Wednesday, December 15, 2010

Cajun 15-Bean Soup with Smoked Sausage - Dinner Under $10

It's brutally cold (for us) here in Alabama right now; yesterday morning it was 15 degrees as I headed towards the office. Today we have sleet and the roads are icing over. However, as nasty as it is outside, it's perfect weather for a good, hearty soup.



This soup is hearty, filling, and affordable - it makes a ton and, better yet, all of the ingredients cost me just under $10.  


I forgot to include the celery in this picture. Just imagine it there up top.



Cajun 15-Bean Soup with Smoked Sausage
adapted slightly from Hurst Bean Blog

Ingredients:
1 20oz bag Hurst HamBeens Cajun 15-Bean soup (save the seasoning packet)
1lb smoked sausage, sliced (I used Conecuh Cajun smoked sausage, made here in Alabama)
1 sweet yellow onion, chopped
2 stalks celery, chopped
3 cloves garlic, chopped
1 15oz can diced tomatoes, undrained
Juice of 1 lemon

This recipe does require some planning, as you will need to soak your beans. 

You can do a traditional soak, where you simply cover the beans with cold water and soak 8 hours or overnight. I prefer to do a hot soak, which involves placing the beans in 10 cups of water for every 2 cups of beans, boiling for 2-3 minutes, then covering the beans and allowing them to soak for 4-24 hours. I've never done a quick soak nor a microwave soak before, but have seen those methods online. The important thing to remember is to make sure you drain the beans and rinse them well. 


It may be weird, but I find beans really pretty. 

Next, place the beans in a stockpot with 8 cups of water. Bring to a rolling boil. Reduce heat and simmer for 2 1/2 hours. Meanwhile, do all of your prep work; chop the celery, onion and garlic, and slice the sausage into rounds. 





Heat a small amount of oil in a skillet over medium-high heat. Add the onions and celery.

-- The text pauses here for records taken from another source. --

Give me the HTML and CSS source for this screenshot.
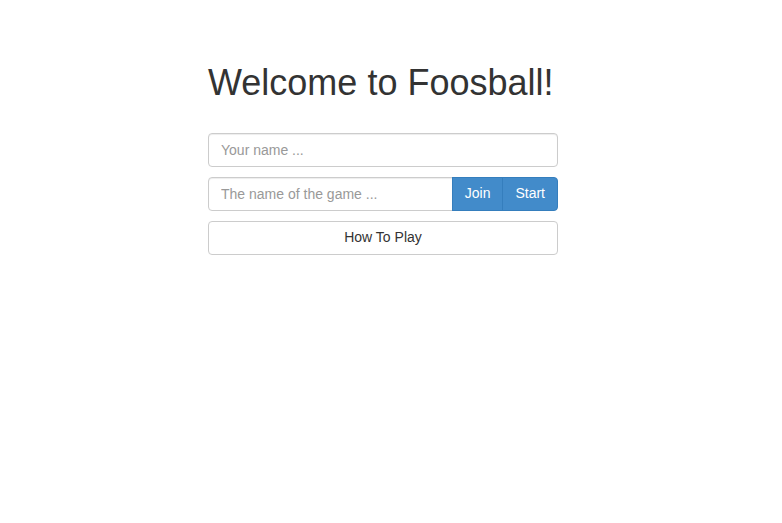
FILE: index.html
```html
<!DOCTYPE html>
<html>
<head>
<meta charset="utf-8">
<link rel="stylesheet" href="styles.css">
</head>
<body>
<div class="page">
  <div class="panel">
    <h1 class="title">Welcome to Foosball!</h1>
    <input class="field" type="text" placeholder="Your name ...">
    <div class="group">
      <input class="field field-join" type="text" placeholder="The name of the game ...">
      <button class="btn btn-primary btn-mid">Join</button>
      <button class="btn btn-primary btn-last">Start</button>
    </div>
    <button class="btn btn-default btn-block">How To Play</button>
  </div>
</div>
</body>
</html>
```
FILE: styles.css
```css
* { box-sizing: border-box; }
html, body { margin: 0; padding: 0; background: #fff; }
body {
  font-family: "Liberation Sans", Arial, sans-serif;
  font-size: 14px;
  line-height: 1.428571;
  color: #333;
}
.page {
  padding: 43px 16px 0 0;
}
.panel {
  width: 350px;
  margin: 0 auto;
  display: flex;
  flex-direction: column;
  gap: 10px;
}
.title {
  font-family: "Liberation Sans", Arial, sans-serif;
  font-size: 36px;
  font-weight: 500;
  line-height: 1.1;
  margin: 20px 0 20px;
  color: #333;
}
.field {
  display: block;
  width: 100%;
  height: 34px;
  padding: 6px 12px;
  font-family: inherit;
  font-size: 14px;
  color: #555;
  background: #fff;
  border: 1px solid #ccc;
  border-radius: 4px;
  box-shadow: inset 0 1px 1px rgba(0,0,0,0.075);
  outline: none;
}
.field::placeholder { color: #999; }
.group {
  display: flex;
}
.field-join {
  flex: 1;
  min-width: 0;
  border-radius: 4px 0 0 4px;
}
.btn {
  font-family: inherit;
  font-size: 14px;
  line-height: 1.428571;
  height: 34px;
  padding: 6px 12px;
  border: 1px solid transparent;
  cursor: pointer;
  white-space: nowrap;
}
.btn-primary {
  color: #fff;
  background: #428bca;
  border-color: #357ebd;
}
.btn-mid {
  border-radius: 0;
  margin-left: -1px;
}
.btn-last {
  border-radius: 0 4px 4px 0;
  margin-left: -1px;
}
.btn-default {
  color: #333;
  background: #fff;
  border-color: #ccc;
  border-radius: 4px;
}
.btn-block {
  display: block;
  width: 100%;
}
```
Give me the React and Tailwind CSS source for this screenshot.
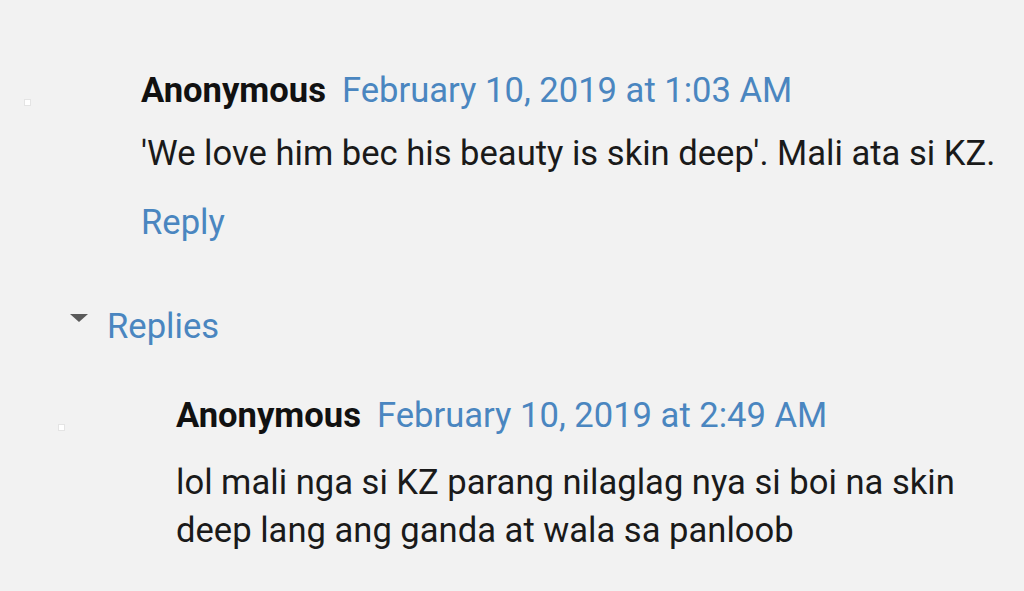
// Blogger-style comment thread with a nested reply.
const font = { fontFamily: "Roboto, 'Noto Sans', sans-serif" };

function Avatar() {
  return <div className="h-[7px] w-[7px] border border-[#e4e4e4] bg-white" />;
}

function Comment({ indent, date, children, showReply }) {
  return (
    <div className="flex">
      <div className={`shrink-0 pt-[33px] ${indent ? "w-[176px] pl-[58px]" : "w-[141px] pl-[24px]"}`}>
        <Avatar />
      </div>
      <div className="min-w-0 flex-1">
        <div className="flex items-baseline gap-[16px] leading-[48px]">
          <span className="text-[34.6px] font-bold text-[#111]">Anonymous</span>
          <span className="text-[34.6px] text-[#4a86c0]">{date}</span>
        </div>
        <p className={`${indent ? "mt-[19px]" : "mt-[15px]"} whitespace-nowrap text-[34.6px] leading-[48px] text-[#1a1a1a]`}>
          {children}
        </p>
        {showReply && (
          <div className="mt-[21px] text-[34.6px] leading-[48px] text-[#4a86c0]">Reply</div>
        )}
      </div>
    </div>
  );
}

export default function App() {
  return (
    <div className="h-[591px] w-[1024px] overflow-hidden bg-[#f2f2f2] pt-[66px]" style={font}>
      <Comment date="February 10, 2019 at 1:03 AM" showReply>
        'We love him bec his beauty is skin deep'. Mali ata si KZ.
      </Comment>

      <div className="mt-[56px] flex items-center pl-[70px] leading-[48px]">
        <svg width="18" height="8" viewBox="0 0 18 8" className="mr-[19px] -mt-[16px]">
          <path d="M0 0 H18 L9 8 Z" fill="#5a5a5a" />
        </svg>
        <span className="text-[34.6px] text-[#4a86c0]">Replies</span>
      </div>

      <div className="mt-[41px]">
        <Comment indent date="February 10, 2019 at 2:49 AM">
          lol mali nga si KZ parang nilaglag nya si boi na skin
          <br />
          deep lang ang ganda at wala sa panloob
        </Comment>
      </div>
    </div>
  );
}
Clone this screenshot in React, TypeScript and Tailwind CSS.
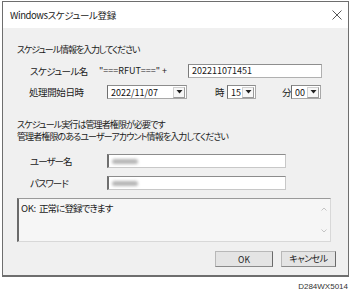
import React from "react";

const F = "[font-family:'Noto_Sans_CJK_JP','Noto_Sans',sans-serif] [font-feature-settings:'palt']";

function Arrow() {
  return (
    <svg width="7" height="4" viewBox="0 0 7 4">
      <path d="M0.5 0 L6.5 0 L3.5 3.5 Z" fill="#222" />
    </svg>
  );
}

function Combo({ w, value }: { w: string; value: string }) {
  return (
    <div className={`${w} h-[14px] flex items-center bg-white border border-[#a8a8a8] border-l-[#6f6f6f] border-t-[#8c8c8c]`}>
      <span className="flex-1 pl-[3px] text-[9px] leading-none text-[#111]">{value}</span>
      <div className="w-[12px] h-[11px] mr-[1px] flex items-center justify-center bg-[#f7f7f7] border border-[#d0d0d0] border-r-[#9a9a9a] border-b-[#9a9a9a]">
        <Arrow />
      </div>
    </div>
  );
}

function Blob() {
  return <div className="ml-[3px] w-[26px] h-[5px] bg-[#b5b5b5] blur-[1.5px] rounded-sm" />;
}

export default function App() {
  return (
    <div className={`w-[350px] h-[292px] bg-white relative ${F} text-[#1a1a1a]`}>
      <div className="ml-[2px] mt-[1px] w-[347px] h-[276px] border border-[#6e6e6e] border-b-2 flex flex-col bg-[#f0f0f0]">
        <div className="h-[26px] bg-white flex items-center justify-between pl-[7px] pr-[6px]">
          <span className="text-[9.5px] text-[#222] tracking-[-0.4px]">Windowsスケジュール登録</span>
          <svg width="10" height="10" viewBox="0 0 10 10">
            <path d="M0.5 0.5 L9.5 9.5 M9.5 0.5 L0.5 9.5" stroke="#444" strokeWidth="0.9" />
          </svg>
        </div>
        <div className="flex flex-col pl-[14px] pt-[16px] text-[9px]">
          <div className="h-[12px] leading-[12px] tracking-[-1.1px]">スケジュール情報を入力してください</div>
          <div className="mt-[8px] flex items-center h-[14px] pl-[13px]">
            <span className="w-[69px] text-[9.5px] tracking-[-0.6px]">スケジュール名</span>
            <span className="w-[89px]">"===RFUT===" +</span>
            <div className="w-[134px] h-[14px] bg-white border border-[#b0b0b0] border-l-[#7a7a7a] border-t-[#8e8e8e] flex items-center pl-[3px] text-[9px]">
              202211071451
            </div>
          </div>
          <div className="mt-[7px] flex items-center h-[14px] pl-[12px]">
            <span className="w-[78px] text-[9.5px] tracking-[-0.4px]">処理開始日時</span>
            <Combo w="w-[80px]" value="2022/11/07" />
            <span className="ml-[28px] w-[12px] text-[9.5px]">時</span>
            <Combo w="w-[29px]" value="15" />
            <span className="ml-[26px] w-[9px] text-[9.5px]">分</span>
            <Combo w="w-[30px]" value="00" />
          </div>
          <div className="mt-[20px] leading-[12px] tracking-[-0.9px]">
            <div>スケジュール実行は管理者権限が必要です</div>
            <div>管理者権限のあるユーザーアカウント情報を入力してください</div>
          </div>
          <div className="mt-[11px] flex items-center h-[14px] pl-[13px]">
            <span className="w-[77px] text-[9.5px] tracking-[-1px]">ユーザー名</span>
            <div className="w-[179px] h-[14px] bg-white border border-[#c8c8c8] border-l-[#6f6f6f] border-l-2 border-t-[#8c8c8c] flex items-center">
              <Blob />
            </div>
          </div>
          <div className="mt-[8px] flex items-center h-[14px] pl-[13px]">
            <span className="w-[77px] text-[9.5px] tracking-[-1px]">パスワード</span>
            <div className="w-[179px] h-[14px] bg-white border border-[#c8c8c8] border-l-[#6f6f6f] border-l-2 border-t-[#8c8c8c] flex items-center">
              <Blob />
            </div>
          </div>
          <div className="mt-[8px] w-[314px] h-[44px] bg-[#f6f6f6] border border-[#d8d8d8] border-l-[#6a6a6a] border-l-2 border-t-[#9a9a9a] flex">
            <div className="flex-1 pl-[2px] pt-[3px] text-[9.5px] leading-[12px]">
              <span className="tracking-[-0.3px] mr-[3px]">OK:</span>
              <span className="tracking-[-0.9px]">正常に登録できます</span>
            </div>
            <div className="w-[12px] flex flex-col items-center justify-between py-[8px]">
              <svg width="6" height="4" viewBox="0 0 6 4"><path d="M0.5 3.5 L3 1 L5.5 3.5" stroke="#c4c4c4" fill="none" /></svg>
              <svg width="6" height="4" viewBox="0 0 6 4"><path d="M0.5 0.5 L3 3 L5.5 0.5" stroke="#c4c4c4" fill="none" /></svg>
            </div>
          </div>
          <div className="mt-[9px] flex justify-end pr-[12px] gap-[8px]">
            <div className="w-[58px] h-[16px] bg-[#e4e4e4] border border-[#b8b8b8] border-r-[#6a6a6a] border-b-[#8a8a8a] flex items-center justify-center text-[8.5px]">OK</div>
            <div className="w-[55px] h-[16px] bg-[#e4e4e4] border border-[#b8b8b8] border-r-[#6a6a6a] border-b-[#8a8a8a] flex items-center justify-center text-[9px] tracking-[-0.5px]">キャンセル</div>
          </div>
        </div>
      </div>
      <div className="absolute right-[2px] top-[280px] text-[8px] leading-[12px] text-[#333] [font-family:'Liberation_Sans',sans-serif]">D284WX5014</div>
    </div>
  );
}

Cook until the onions become translucent then add the garlic and sauté for 2 minutes. 




Add the cooked vegetables to the beans; the liquid in the pot should have reduced substantially and the beans should be tender. In the same skillet used to cook the vegetables, cook sausage 5-7 minutes or until browned. Add to pot. 


Stir in the diced tomatoes and lemon juice. Simmer an additional 10-15 minutes. 

I don't own a juicer, so I use an old handheld mixer beater. Works perfectly!


There's no way to take a good photo of canned diced tomatoes.

Add the Cajun seasoning packet enclosed with the beans. Stir well and let simmer 15 minutes. 

This soup has a pretty good kick to it; use less of the packet to make it milder.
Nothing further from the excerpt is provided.